__Records for this exercise__.
--------------------------------------------------

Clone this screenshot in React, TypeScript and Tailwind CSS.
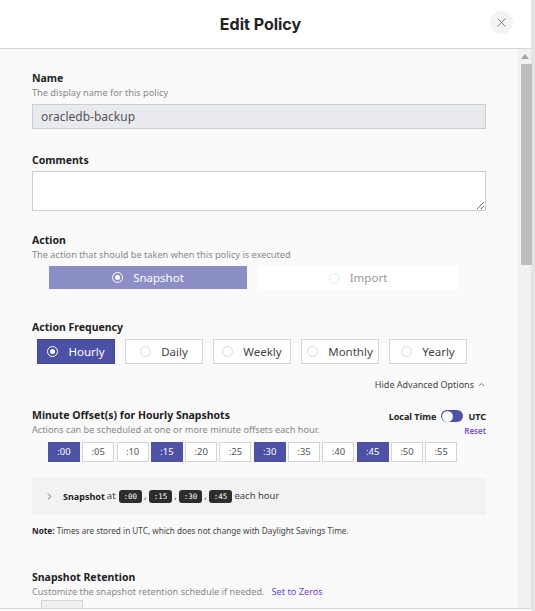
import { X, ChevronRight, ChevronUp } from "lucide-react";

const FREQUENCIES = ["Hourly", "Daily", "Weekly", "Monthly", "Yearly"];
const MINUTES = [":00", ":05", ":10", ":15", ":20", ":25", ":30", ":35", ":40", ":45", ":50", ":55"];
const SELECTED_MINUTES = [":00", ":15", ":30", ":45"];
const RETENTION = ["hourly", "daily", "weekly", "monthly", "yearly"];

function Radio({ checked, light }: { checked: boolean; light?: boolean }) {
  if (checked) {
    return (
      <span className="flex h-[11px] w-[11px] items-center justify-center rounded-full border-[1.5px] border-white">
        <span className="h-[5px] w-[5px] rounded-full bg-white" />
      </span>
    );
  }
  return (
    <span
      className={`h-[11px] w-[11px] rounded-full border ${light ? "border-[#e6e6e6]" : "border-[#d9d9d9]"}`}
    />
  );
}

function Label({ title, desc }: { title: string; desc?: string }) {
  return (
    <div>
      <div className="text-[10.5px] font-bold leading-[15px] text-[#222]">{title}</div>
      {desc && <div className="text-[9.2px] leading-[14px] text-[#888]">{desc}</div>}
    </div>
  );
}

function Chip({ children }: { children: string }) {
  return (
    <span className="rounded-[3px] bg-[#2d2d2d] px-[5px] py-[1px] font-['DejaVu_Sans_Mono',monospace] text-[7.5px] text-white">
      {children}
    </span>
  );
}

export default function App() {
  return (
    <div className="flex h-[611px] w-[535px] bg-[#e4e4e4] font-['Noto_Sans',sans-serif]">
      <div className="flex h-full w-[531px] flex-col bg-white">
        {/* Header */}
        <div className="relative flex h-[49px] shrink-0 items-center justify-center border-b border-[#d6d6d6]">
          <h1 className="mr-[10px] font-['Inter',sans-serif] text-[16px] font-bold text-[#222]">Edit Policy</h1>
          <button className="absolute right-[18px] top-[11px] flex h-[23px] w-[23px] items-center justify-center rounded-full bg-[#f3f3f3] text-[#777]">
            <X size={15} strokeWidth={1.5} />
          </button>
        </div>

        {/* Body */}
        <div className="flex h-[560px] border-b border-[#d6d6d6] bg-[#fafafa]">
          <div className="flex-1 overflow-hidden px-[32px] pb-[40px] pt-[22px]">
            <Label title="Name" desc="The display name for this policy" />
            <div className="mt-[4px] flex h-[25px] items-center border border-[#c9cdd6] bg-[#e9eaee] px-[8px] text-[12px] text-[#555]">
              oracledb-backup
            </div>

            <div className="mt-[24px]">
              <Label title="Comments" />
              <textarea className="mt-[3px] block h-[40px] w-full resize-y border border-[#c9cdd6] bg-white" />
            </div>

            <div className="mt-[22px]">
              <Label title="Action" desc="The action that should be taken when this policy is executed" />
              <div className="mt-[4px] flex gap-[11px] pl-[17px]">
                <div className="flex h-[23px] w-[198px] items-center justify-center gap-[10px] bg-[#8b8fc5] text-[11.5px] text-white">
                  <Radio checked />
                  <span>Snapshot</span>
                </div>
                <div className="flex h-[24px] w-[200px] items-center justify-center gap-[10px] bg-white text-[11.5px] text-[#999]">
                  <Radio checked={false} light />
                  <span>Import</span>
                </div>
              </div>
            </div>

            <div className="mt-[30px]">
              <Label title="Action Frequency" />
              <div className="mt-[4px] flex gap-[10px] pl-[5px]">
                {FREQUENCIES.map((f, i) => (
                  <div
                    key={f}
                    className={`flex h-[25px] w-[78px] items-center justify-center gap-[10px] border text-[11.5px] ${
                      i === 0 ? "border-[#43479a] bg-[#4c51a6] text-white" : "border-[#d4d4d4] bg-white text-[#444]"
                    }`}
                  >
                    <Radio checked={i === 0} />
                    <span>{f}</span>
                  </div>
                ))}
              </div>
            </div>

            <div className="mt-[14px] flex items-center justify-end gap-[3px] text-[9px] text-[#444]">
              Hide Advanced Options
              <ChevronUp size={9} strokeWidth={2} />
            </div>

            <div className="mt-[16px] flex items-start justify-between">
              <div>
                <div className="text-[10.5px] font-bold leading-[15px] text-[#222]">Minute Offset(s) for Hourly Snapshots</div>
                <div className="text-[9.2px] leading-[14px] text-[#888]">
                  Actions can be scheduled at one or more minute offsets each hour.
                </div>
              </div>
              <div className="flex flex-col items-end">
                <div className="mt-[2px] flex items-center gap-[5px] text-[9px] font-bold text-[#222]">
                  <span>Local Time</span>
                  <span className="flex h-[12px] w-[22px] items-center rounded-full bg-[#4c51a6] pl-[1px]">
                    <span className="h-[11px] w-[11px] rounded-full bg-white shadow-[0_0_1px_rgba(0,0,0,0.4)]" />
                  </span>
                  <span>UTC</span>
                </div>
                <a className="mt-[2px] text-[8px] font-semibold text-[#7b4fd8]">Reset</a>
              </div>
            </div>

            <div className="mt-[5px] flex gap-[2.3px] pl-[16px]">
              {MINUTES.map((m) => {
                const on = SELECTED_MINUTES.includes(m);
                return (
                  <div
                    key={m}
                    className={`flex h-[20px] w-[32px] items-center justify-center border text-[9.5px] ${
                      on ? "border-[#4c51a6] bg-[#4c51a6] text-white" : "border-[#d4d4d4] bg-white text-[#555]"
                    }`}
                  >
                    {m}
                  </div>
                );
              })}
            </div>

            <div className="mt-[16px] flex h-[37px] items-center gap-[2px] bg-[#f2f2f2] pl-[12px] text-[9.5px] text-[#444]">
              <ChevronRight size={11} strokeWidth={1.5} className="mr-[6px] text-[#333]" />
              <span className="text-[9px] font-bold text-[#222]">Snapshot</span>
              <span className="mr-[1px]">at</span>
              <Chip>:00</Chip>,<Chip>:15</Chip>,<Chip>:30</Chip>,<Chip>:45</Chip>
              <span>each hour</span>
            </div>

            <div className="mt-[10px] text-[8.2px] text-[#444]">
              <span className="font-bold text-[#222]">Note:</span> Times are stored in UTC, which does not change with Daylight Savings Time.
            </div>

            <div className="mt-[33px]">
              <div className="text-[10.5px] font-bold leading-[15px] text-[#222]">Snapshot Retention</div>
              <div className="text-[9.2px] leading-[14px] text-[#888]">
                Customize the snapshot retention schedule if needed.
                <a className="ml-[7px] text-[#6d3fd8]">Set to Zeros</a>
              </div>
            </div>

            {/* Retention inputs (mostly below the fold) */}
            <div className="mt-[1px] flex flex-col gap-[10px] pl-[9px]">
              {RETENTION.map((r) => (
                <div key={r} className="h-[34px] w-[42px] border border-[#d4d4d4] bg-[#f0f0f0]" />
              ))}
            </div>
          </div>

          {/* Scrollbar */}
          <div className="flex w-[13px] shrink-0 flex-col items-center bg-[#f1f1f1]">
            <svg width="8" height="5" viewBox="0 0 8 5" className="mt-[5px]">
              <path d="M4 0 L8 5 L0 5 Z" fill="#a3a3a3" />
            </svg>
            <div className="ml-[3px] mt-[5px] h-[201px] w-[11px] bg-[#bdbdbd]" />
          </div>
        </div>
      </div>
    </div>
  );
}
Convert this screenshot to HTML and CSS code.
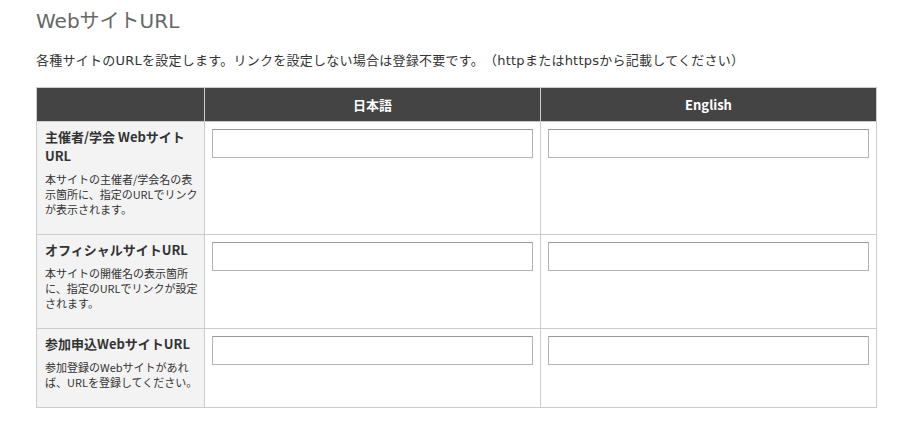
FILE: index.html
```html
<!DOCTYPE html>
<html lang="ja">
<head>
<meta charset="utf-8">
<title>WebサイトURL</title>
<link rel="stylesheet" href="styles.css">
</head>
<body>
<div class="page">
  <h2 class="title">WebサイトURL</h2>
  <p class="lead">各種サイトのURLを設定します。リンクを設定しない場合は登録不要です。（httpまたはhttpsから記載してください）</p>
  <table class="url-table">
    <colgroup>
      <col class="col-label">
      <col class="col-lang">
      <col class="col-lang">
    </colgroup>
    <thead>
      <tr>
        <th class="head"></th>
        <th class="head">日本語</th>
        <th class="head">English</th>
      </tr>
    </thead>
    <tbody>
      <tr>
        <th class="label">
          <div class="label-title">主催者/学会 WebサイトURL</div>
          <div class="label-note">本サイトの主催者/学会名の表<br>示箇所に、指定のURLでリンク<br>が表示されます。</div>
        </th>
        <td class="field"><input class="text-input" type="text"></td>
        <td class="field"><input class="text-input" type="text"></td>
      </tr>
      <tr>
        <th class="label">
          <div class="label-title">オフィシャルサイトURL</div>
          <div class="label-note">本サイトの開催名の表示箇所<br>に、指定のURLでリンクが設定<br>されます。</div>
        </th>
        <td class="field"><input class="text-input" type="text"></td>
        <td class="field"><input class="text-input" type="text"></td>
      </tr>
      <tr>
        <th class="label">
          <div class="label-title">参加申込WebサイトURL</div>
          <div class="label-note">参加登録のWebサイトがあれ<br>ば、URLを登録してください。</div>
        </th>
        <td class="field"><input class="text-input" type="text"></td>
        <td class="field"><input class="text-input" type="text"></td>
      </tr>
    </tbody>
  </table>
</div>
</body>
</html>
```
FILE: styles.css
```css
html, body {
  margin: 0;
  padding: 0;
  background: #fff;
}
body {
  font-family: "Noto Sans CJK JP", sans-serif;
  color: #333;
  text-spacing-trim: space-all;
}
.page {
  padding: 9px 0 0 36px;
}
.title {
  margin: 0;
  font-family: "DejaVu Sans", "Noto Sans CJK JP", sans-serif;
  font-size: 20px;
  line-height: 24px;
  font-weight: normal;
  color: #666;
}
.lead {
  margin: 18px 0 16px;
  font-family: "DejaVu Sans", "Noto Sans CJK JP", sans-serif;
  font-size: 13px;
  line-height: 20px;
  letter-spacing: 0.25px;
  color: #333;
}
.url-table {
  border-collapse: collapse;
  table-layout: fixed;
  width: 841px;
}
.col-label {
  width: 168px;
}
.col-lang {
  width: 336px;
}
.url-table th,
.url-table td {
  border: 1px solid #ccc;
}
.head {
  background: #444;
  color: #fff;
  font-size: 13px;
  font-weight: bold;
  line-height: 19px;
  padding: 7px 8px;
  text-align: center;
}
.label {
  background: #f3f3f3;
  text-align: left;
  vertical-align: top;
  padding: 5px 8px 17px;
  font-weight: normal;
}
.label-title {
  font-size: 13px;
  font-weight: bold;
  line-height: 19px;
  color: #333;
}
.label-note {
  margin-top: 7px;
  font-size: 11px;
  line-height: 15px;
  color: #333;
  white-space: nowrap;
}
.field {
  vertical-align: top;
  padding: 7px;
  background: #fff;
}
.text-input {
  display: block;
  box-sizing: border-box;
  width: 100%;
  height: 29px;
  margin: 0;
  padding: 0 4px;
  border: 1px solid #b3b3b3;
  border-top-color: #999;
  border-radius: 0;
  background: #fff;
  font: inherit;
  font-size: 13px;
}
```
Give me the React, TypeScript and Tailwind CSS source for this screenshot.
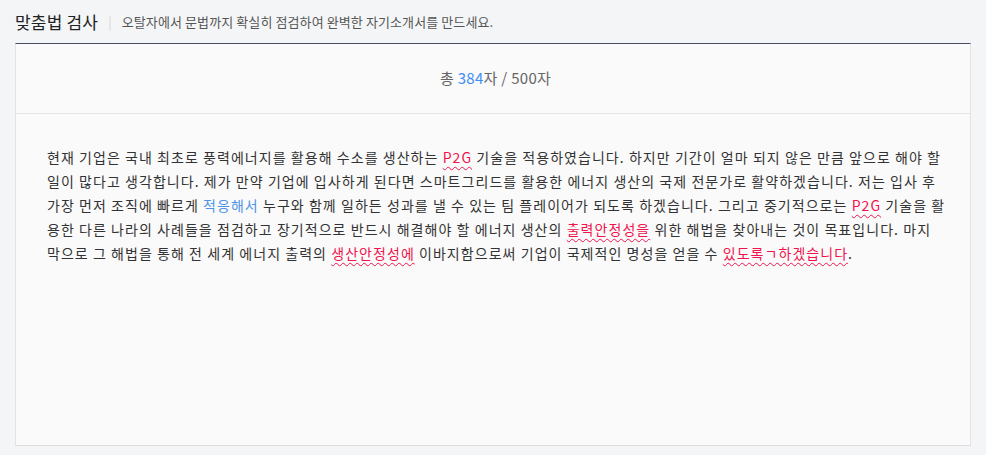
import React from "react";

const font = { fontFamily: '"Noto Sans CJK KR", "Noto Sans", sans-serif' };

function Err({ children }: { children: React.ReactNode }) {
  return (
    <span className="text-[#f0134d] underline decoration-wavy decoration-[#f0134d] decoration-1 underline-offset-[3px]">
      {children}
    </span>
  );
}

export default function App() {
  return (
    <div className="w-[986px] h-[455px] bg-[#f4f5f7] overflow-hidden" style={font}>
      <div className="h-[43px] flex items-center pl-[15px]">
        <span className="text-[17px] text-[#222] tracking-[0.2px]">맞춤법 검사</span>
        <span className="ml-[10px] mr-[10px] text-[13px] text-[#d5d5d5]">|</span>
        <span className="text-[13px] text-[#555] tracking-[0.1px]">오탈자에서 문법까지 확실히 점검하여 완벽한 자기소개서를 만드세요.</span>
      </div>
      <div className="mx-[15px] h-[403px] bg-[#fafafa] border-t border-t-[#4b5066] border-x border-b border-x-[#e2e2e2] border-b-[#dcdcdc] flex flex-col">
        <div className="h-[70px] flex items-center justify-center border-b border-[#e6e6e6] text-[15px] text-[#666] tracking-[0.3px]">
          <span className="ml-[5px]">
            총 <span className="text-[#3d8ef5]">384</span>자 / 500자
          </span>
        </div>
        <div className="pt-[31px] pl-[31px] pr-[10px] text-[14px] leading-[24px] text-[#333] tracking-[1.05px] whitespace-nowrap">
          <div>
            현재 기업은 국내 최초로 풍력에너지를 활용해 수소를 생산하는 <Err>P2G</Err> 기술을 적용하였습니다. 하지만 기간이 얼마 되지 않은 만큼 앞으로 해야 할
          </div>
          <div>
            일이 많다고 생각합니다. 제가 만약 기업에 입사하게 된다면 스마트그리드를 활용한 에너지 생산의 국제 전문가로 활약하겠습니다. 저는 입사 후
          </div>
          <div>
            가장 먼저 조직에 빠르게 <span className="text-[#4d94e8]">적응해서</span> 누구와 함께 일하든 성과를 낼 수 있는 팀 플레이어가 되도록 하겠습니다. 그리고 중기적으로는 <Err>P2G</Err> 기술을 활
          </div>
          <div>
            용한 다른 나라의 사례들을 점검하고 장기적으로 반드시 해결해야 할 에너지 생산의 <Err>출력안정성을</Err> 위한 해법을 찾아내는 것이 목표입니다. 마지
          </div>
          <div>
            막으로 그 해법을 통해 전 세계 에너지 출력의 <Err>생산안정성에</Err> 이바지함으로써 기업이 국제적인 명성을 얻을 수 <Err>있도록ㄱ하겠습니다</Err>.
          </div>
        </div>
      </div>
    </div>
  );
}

--------------------------------------------------

__Task directions__.
Make a copy of each line that contains the string "Tailwind".

__Answer to the problem__.
Clone this screenshot in React, TypeScript and Tailwind CSS.
Give me the React, TypeScript and Tailwind CSS source for this screenshot.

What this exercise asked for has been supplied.